Joins & Reshape
Mix.install([{:dux, "~> 0.2.0"}])
NYC Flights: A Star Schema
The nycflights13 dataset is a classic star schema — a fact table (flights) joined
to dimension tables (airlines, airports, planes). It ships with Dux’s test data.
require Dux
flights = Dux.Datasets.flights()
airlines = Dux.Datasets.airlines()
airports = Dux.Datasets.airports()
planes = Dux.Datasets.planes()
# 6,099 flights from the first week of January 2013
Dux.n_rows(flights)
Inner Join: Carrier Name Lookup
Join flights with airlines to get the full carrier name. When both tables share a column name, pass it as an atom:
flights
|> Dux.join(airlines, on: :carrier)
|> Dux.group_by(:name)
|> Dux.summarise_with(n_flights: "COUNT(*)")
|> Dux.sort_by(desc: :n_flights)
|> Dux.head(5)
|> Dux.compute()
Different Column Names
When join keys have different names, use a tuple:
flights
|> Dux.join(airports, on: [{:origin, :faa}])
|> Dux.group_by(:name)
|> Dux.summarise_with(n: "COUNT(*)")
|> Dux.sort_by(desc: :n)
|> Dux.compute()
Left Join: Keep All Flights
A left join keeps all rows from the left table, filling NULLs where there’s no match on the right:
flights
|> Dux.drop_nil([:tailnum])
|> Dux.join(planes, on: :tailnum, how: :left)
|> Dux.group_by(:manufacturer)
|> Dux.summarise_with(n: "COUNT(*)", avg_seats: "AVG(seats)")
|> Dux.sort_by(desc: :n)
|> Dux.head(5)
|> Dux.compute()
Anti Join: Missing Records
An anti join finds rows in the left that have no match on the right. Which flights have tail numbers not in the planes table?
flights
|> Dux.drop_nil([:tailnum])
|> Dux.join(planes, on: :tailnum, how: :anti)
|> Dux.select([:tailnum])
|> Dux.distinct()
|> Dux.head(5)
|> Dux.compute()
> #### All join types {: .info}
>
> Dux supports :inner (default), :left, :right, :cross, :anti, and :semi.

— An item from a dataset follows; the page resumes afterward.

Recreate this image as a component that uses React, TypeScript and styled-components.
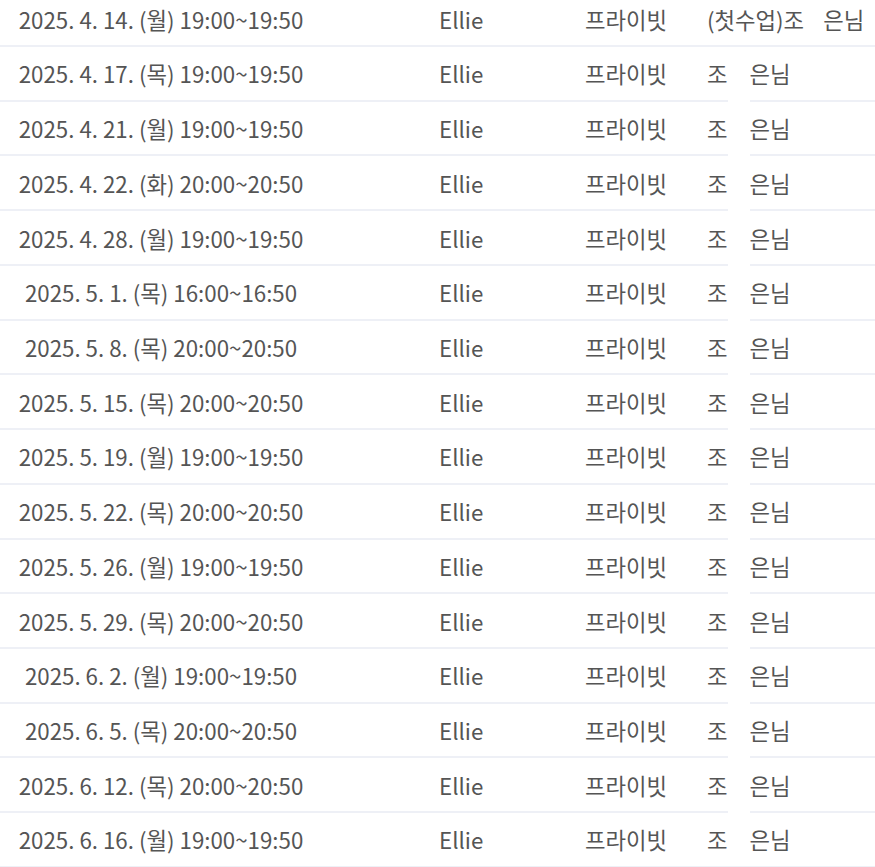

Star Schema: Multi-Table Join
Chain joins to build a denormalized view:
flights
|> Dux.join(airlines, on: :carrier)
|> Dux.join(airports, on: [{:dest, :faa}])

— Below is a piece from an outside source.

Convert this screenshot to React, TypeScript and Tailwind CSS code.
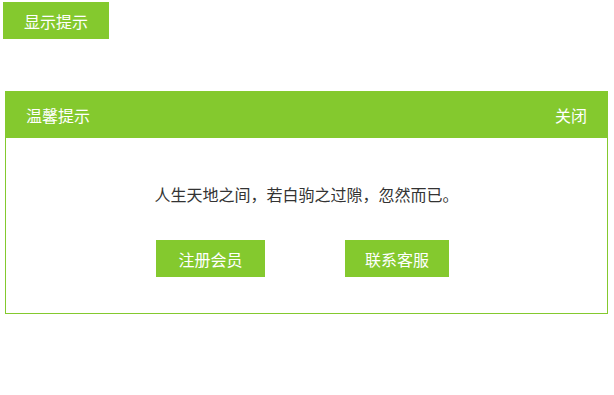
import React from "react";

const font = {
  fontFamily: '"Microsoft YaHei", "Noto Sans CJK SC", sans-serif',
};

export default function App() {
  return (
    <div className="min-h-screen bg-white" style={font}>
      <button className="ml-[3px] mt-[2px] flex h-[37px] w-[106px] items-center justify-center bg-[#84c92e] text-[16px] text-white">
        显示提示
      </button>

      <div className="ml-[5px] mt-[52px] w-[603px] border border-solid border-[color:#84c92e]">
        <div className="flex h-[46px] items-center justify-between bg-[#84c92e] pl-[20px] pr-[20px] text-[16px] text-white">
          <span>温馨提示</span>
          <span>关闭</span>
        </div>
        <div className="flex flex-col items-center pb-[36px] pt-[44px]">
          <p className="text-[16px] leading-[24px] text-[#333333]">
            人生天地之间，若白驹之过隙，忽然而已。
          </p>
          <div className="mt-[34px] flex gap-[80px] pr-[8px]">
            <button className="flex h-[37px] w-[109px] items-center justify-center bg-[#84c92e] text-[16px] text-white">
              注册会员
            </button>
            <button className="flex h-[37px] w-[104px] items-center justify-center bg-[#84c92e] text-[16px] text-white">
              联系客服
            </button>
          </div>
        </div>
      </div>
    </div>
  );
}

|> Dux.select([:carrier, :name, :dest])
|> Dux.head(10)
|> Dux.compute()
ASOF Join: Time Series Alignment
An ASOF join matches each left row to the nearest right row satisfying an inequality — perfect for aligning time series data:
trades = Dux.from_list([
%{symbol: "AAPL", timestamp: 1, price: 150.0},
%{symbol: "AAPL", timestamp: 3, price: 151.5},
%{symbol: "GOOG", timestamp: 2, price: 2800.0}
])
quotes = Dux.from_list([
%{symbol: "AAPL", timestamp: 0, bid: 149.5, ask: 150.5},
%{symbol: "AAPL", timestamp: 2, bid: 150.5, ask: 151.5},
%{symbol: "GOOG", timestamp: 1, bid: 2795.0, ask: 2805.0}
])
# Match each trade to the most recent quote for that symbol
Dux.asof_join(trades, quotes, on: :symbol, by: {:timestamp, :>=})
|> Dux.compute()
The by: option specifies the inequality column and operator. Each trade gets
the quote with the largest timestamp <= trade.timestamp for the same symbol.
> #### ASOF join operators {: .info}
>
> Supports >=, >, <=, <. Exactly one inequality condition per join.

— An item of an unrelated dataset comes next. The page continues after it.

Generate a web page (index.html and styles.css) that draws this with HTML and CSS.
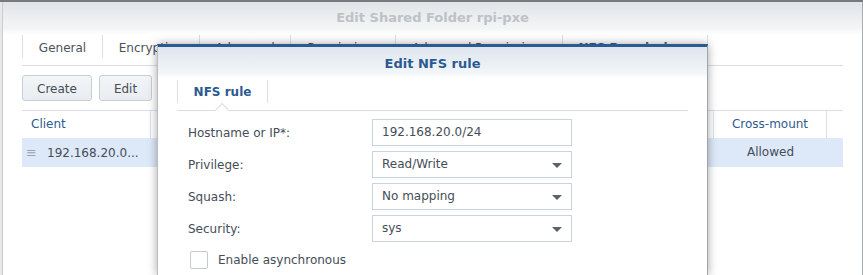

> All other conditions must be equality (on: columns).
Pivot Wider: Long to Wide
Spread values across columns. Count flights per origin airport per carrier:
flights
|> Dux.group_by([:origin, :carrier])
|> Dux.summarise_with(n: "COUNT(*)")
|> Dux.pivot_wider(:carrier, :n)
|> Dux.sort_by(:origin)
|> Dux.compute()
Pivot Longer: Wide to Long
Melt columns back into rows:
wide = Dux.from_list([
%{region: "US", q1: 100, q2: 200, q3: 150, q4: 300},
%{region: "EU", q1: 80, q2: 120, q3: 90, q4: 250}
])
wide
|> Dux.pivot_longer([:q1, :q2, :q3, :q4], names_to: "quarter", values_to: "revenue")
|> Dux.sort_by([:region, :quarter])
|> Dux.compute()
Concat Rows: UNION ALL
Stack dataframes vertically:
jan1 = Dux.from_list([%{day: 1, temp: 30}])
jan2 = Dux.from_list([%{day: 2, temp: 28}])
jan3 = Dux.from_list([%{day: 3, temp: 32}])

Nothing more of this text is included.